● EXERCISE PROMPT: Write out, word for word, every line from the first one through the line that holds "import React from 'react';", and nothing else; skip the pictures.

● TASK INPUT:

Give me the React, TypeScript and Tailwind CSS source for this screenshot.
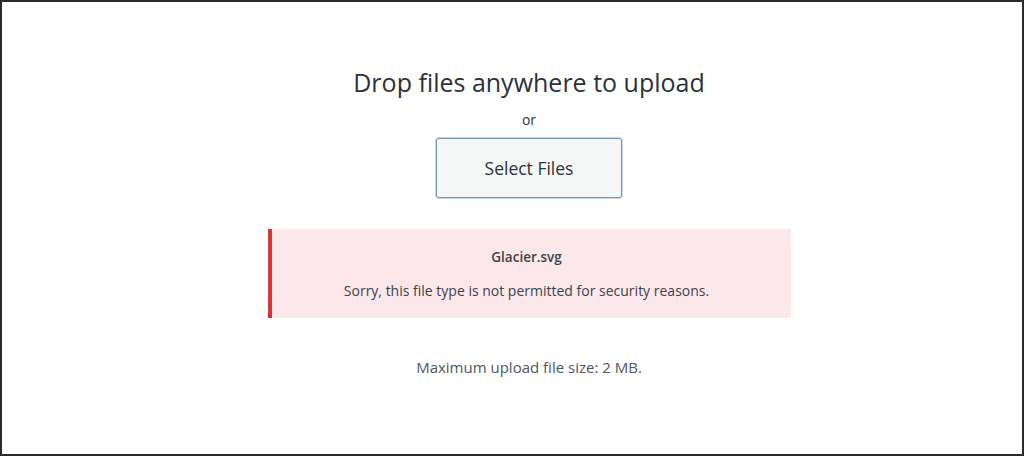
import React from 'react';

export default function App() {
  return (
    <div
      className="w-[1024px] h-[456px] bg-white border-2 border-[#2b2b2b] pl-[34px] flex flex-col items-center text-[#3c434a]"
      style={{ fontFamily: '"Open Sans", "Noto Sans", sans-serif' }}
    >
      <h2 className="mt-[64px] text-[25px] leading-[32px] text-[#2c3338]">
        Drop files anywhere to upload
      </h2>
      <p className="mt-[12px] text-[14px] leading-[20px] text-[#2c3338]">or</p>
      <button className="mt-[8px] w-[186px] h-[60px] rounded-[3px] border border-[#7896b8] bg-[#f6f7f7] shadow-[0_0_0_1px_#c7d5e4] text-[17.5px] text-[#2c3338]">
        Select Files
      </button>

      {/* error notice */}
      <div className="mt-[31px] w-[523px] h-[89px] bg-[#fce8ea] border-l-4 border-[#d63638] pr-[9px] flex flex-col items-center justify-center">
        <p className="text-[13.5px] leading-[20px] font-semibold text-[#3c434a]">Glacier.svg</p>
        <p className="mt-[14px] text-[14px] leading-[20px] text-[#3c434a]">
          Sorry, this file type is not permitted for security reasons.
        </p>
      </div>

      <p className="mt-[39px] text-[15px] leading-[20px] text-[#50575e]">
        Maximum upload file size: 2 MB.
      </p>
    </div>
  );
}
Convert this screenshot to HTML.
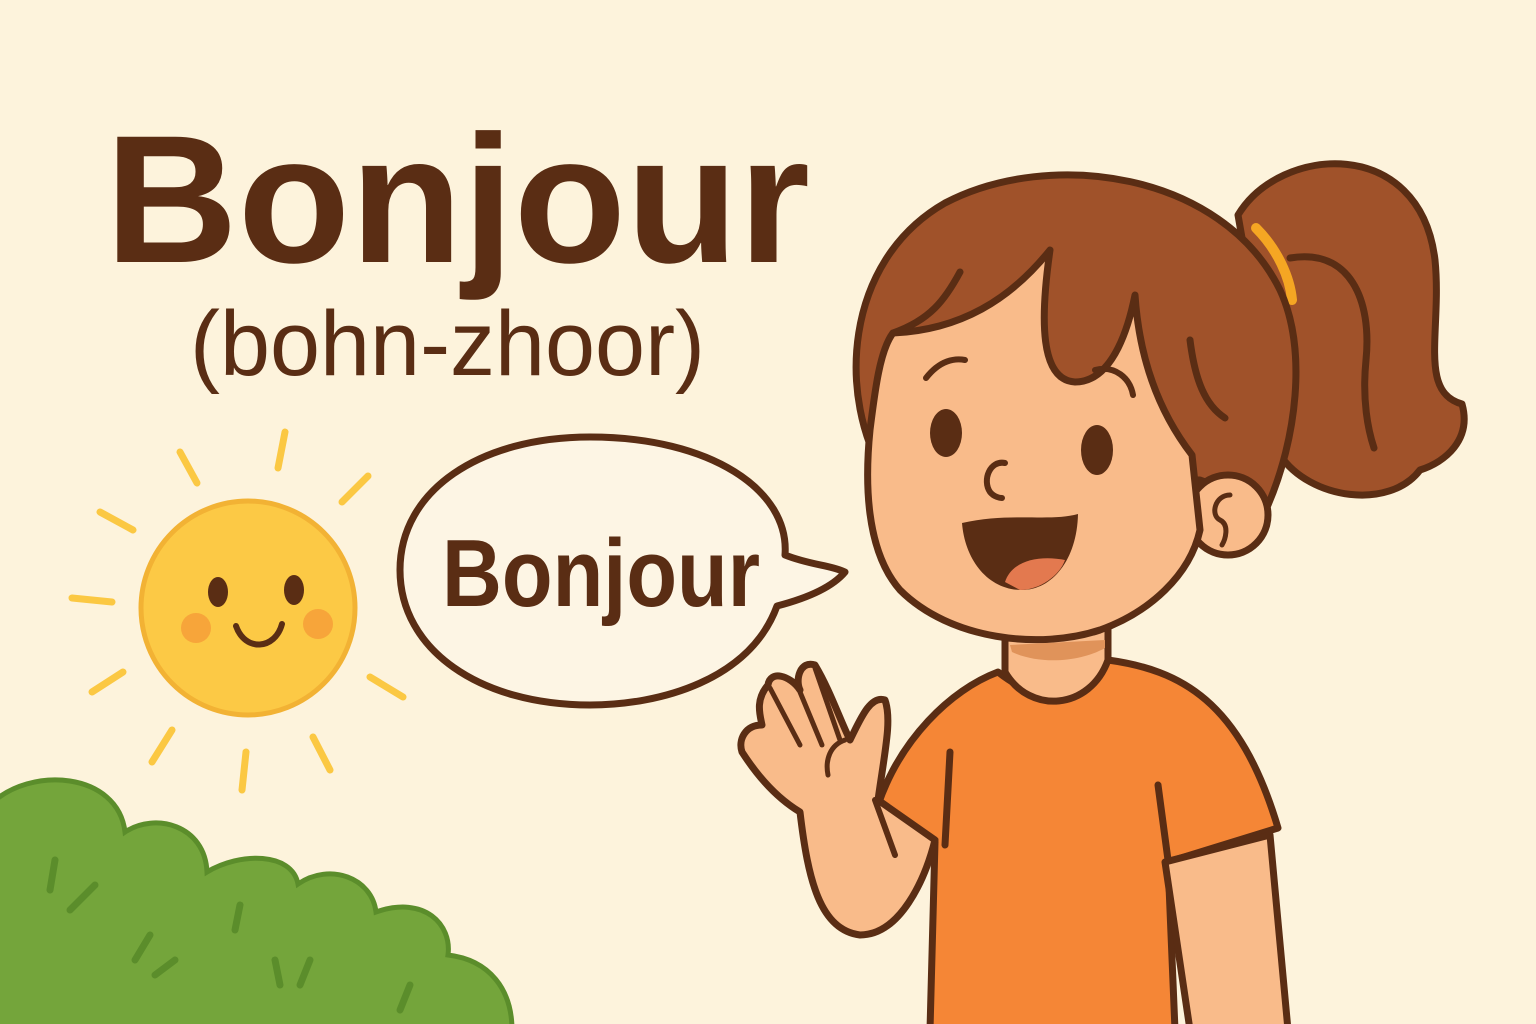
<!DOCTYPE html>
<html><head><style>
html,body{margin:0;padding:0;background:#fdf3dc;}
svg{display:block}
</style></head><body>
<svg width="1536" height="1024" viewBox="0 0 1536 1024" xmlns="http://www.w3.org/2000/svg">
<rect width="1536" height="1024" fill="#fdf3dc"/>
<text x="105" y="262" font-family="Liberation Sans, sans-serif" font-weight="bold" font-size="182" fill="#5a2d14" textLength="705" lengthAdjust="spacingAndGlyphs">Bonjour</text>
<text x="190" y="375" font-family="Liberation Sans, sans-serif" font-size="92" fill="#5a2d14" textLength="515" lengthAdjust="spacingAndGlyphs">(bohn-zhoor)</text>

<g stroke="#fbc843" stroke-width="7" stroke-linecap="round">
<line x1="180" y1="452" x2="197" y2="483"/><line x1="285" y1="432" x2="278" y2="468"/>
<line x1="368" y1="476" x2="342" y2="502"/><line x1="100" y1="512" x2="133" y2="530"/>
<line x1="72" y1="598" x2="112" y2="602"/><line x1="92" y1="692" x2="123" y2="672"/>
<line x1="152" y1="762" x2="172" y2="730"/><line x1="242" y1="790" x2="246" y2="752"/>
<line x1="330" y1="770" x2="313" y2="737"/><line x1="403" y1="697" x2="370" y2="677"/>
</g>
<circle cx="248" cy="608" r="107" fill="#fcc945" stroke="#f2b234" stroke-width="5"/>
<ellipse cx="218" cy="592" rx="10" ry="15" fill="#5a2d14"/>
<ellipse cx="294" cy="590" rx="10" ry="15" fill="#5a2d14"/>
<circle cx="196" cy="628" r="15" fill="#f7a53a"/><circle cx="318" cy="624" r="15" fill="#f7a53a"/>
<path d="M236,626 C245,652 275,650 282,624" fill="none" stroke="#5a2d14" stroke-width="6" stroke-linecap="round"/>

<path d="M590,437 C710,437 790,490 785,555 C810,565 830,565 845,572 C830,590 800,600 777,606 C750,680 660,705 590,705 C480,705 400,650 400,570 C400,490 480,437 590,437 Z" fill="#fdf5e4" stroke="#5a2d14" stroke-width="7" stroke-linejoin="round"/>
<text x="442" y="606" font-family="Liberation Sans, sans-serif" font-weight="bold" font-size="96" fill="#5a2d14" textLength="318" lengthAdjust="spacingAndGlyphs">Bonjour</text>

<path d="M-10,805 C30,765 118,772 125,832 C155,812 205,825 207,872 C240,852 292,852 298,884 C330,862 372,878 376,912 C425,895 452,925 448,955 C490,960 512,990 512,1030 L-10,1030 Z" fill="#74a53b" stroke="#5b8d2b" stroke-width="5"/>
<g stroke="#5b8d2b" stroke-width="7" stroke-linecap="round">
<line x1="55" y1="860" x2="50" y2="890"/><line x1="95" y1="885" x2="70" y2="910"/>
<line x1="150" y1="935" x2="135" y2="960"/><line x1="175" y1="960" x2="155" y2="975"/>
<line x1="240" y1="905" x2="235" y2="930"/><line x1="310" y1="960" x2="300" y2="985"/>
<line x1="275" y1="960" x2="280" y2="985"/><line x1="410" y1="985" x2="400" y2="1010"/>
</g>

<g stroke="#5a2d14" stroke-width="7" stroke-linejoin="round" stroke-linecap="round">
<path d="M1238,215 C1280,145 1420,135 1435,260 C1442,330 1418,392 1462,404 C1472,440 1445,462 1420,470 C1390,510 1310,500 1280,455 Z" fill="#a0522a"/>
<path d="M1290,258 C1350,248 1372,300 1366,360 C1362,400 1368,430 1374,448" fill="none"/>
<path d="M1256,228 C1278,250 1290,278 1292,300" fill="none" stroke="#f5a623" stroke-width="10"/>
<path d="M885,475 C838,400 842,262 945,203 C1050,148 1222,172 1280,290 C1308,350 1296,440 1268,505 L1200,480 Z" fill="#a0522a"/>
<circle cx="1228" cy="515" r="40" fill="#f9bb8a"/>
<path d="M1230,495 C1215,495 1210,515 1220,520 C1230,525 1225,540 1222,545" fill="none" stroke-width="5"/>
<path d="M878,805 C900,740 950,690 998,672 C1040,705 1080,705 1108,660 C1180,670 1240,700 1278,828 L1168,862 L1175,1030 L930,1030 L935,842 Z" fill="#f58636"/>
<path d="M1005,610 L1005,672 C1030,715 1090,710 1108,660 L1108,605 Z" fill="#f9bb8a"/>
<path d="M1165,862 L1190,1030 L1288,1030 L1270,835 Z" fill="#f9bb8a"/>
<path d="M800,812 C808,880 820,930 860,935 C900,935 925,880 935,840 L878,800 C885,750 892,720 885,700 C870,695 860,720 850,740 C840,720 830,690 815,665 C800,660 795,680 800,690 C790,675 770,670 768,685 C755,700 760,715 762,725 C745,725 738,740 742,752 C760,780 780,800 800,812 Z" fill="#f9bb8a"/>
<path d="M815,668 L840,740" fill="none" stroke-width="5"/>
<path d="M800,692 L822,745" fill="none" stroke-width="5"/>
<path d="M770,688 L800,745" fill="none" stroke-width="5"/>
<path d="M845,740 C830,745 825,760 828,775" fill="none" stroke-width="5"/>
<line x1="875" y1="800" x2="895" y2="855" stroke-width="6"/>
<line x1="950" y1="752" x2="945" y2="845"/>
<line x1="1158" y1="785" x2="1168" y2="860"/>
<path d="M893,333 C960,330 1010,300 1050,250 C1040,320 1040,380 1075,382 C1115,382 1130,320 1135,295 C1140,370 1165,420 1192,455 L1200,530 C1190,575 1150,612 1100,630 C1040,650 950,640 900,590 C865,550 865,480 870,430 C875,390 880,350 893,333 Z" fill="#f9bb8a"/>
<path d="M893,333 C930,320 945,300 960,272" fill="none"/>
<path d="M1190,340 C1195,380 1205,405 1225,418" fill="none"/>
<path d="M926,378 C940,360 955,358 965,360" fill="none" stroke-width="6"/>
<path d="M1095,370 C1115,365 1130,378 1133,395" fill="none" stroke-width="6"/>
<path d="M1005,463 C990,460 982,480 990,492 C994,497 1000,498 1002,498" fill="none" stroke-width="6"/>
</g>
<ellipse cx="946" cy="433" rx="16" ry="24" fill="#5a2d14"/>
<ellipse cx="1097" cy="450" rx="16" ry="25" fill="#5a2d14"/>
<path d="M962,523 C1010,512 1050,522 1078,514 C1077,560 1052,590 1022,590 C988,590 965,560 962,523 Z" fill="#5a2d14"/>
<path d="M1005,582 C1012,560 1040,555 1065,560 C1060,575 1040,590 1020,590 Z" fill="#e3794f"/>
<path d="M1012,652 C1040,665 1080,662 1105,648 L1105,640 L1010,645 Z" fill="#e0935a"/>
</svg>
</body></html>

● RESPONSE FOR THIS EXERCISE:
Give me the React, TypeScript and Tailwind CSS source for this screenshot.
import React from 'react';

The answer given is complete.